Both Paige and I had a strong impression that the power of love that was filling this place was partly the good intentions, love, prayers, and healing, pouring into that place like water of life flowing over the tops of the surrounding buildings into the site from all over the world.
Suddenly, a fire chief called out, “Quiet everyone. Quiet!” Within seconds, hundreds of firemen and emergency workers stopped digging, turned off their equipment and stood completely still, listening for the sounds of anyone trapped in the rubble. For five minutes I stood with hundreds of human beings, all united, resting and alert, listening for life.
As the word came to return to the rescue effort, it was as if the five minutes of silence and stillness had renewed the workers’ courage and resolve.

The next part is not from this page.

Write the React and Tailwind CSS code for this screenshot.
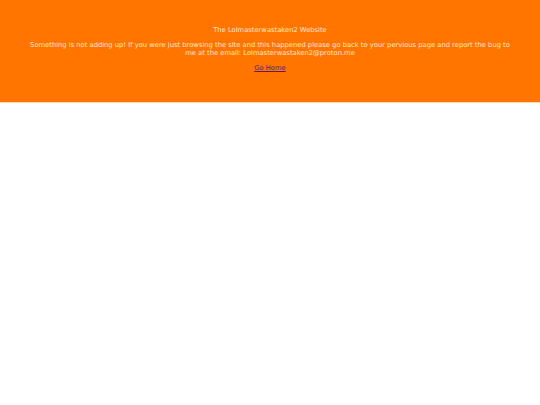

It was inspiring to experience first-hand such tireless compassion. Right after this some of the workers took a break and we brought them water, talked with them and shared a few hugs. Some seemed sad, others smiled and one fireman talked about the friends of his who were probably lost but said it was comforting to talk about it and be here at the site, “it’s like this is a memorial service, don’t you think?” “Yes, it is really sacred” I said, “yeah really sacred, thanks. It was good to say that”.
We left the pile and walked out toward the back. We saw workers resting. We brought them water and asked if they needed anything. They just responded: “Thanks for being here,” looked into our eyes, and nodded. One older firefighter turned around as he was walking back to the pile and took me aside and said, “Can you keep my nephew in your prayers?” There was a feeling that we were all supporting each other by just being together.
Later on that day and the next few days, I volunteer at the makeshift counseling and information center established at Chelsea Piers for families searching for missing loved ones. There we met face to face with these families, who showed us photos and expressed a mixture of shock, hope and grief.
One young woman wearing a baseball cap came up to me at the table and said, “Here is the name of my fiancée. Do you know where he is?” When I said that we did not have information at this time about specific people. She said in a very upset way, “You have to know something. I went to all the hospitals and he is not there so they sent me here so there has to be some way for you to tell me how he is, I just can’t bear it”.
I looked at her and said, “I am so sorry.” She gritted her teeth but then burst out crying. I walked around the table and held her as she sobbed, “He’s gone, I know.”
That first weekend after 9/11 I was exhausted and so I went roller-blading in Central Park. I saw a friend running in the other direction. I waved, and as he passed, my heart felt so full that I began to cry. I felt the human connection and friendliness as well as the grief of loss and gratitude of being alive with the wind blowing on my skin and the people all around, appreciating every moment.
In the next year there was a deep feeling of kindness and family community in New York City. The heartfelt feelings and support poured in from around the country and the world. I feel that there is a lasting change that is present as we remember the 19th anniversary of 9/11.